US stocks end mixed with focus on earnings

WALL

US stocks finished flat to either side of unchanged as investors played off a mixed bag of company earnings, while the dollar firmed against most major currencies ahead of next week’s Federal Reserve meeting where another cut in stimulus is seen possible.
Treasuries fell and benchmark yields edged up from five-week lows, with prices dragged down by weaker German government debt prices.
On Wall Street, IBM missed revenue expectations for a fourth straight quarter, driving down shares of the world’s largest technology services company by nearly 4 percent, making them the biggest drag on the market.

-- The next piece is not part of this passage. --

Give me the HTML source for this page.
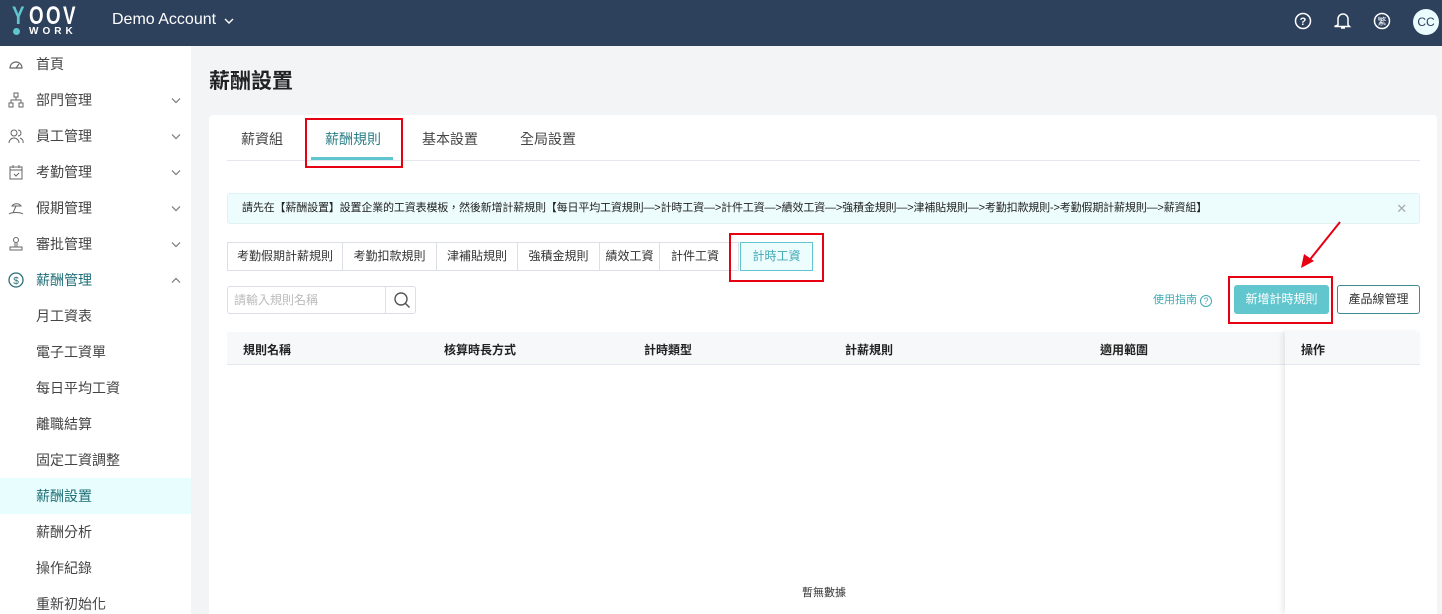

The Dow Jones industrial average closed down 41.10 points, or 0.25 percent, at 16,373.34. The Standard & Poor’s 500 Index was up 1.06 points, or 0.06 percent, at 1,844.86. The Nasdaq Composite Index was up 17.24 points, or 0.41 percent, at 4,243.00.
IBM lost 3.3 percent to $182.25, weighing on both the Dow and S&P 500. The company was hit in the latest quarter by weakening demand, particularly in growth markets like China.
An upgrade of the International Monetary Fund’s world forecasts lifted sentiment in global equities.
World stocks as measured by the MSCI world equity index edged up 0.07 percent.
The pan-European FTSEurofirst closed up 0.1 percent at 1,347.05, leaving it just shy of a multi-year high touched on Tuesday at 1,353.47. The euro zone’s blue-chip STOXX 50 shed 0.1 percent to 3,151.27 points.
The dollar slipped against sterling and the Australian dollar while rising against others, as measured against a basket of currencies.
Investors expect the Fed, when it meets next week, to make another $10 billion cut to its monthly bond-buying program after last month’s reduction brought its monthly purchases of bonds to $75 billion.
The benchmark 10-year US Treasury note was down 11/32, with its yield at 2.8637 percent. The 10-year yield hit 2.818 percent on Friday, its lowest level since Dec. 11, according to Reuters data.
Sterling hit a three-week high against the dollar and a one-year high against the euro.
The pound rallied after a sharper-than-expected fall in UK unemployment, to 7.1 percent, provided fresh proof of a strengthening economy and bolstered speculation that a Bank of England rate increase may not be too far off.
Among commodities, oil climbed on expectations that accelerating growth in industrialized economies would lift demand. US crude oil closed up almost 2 percent at $96.73 a barrel, its highest settlement for the year.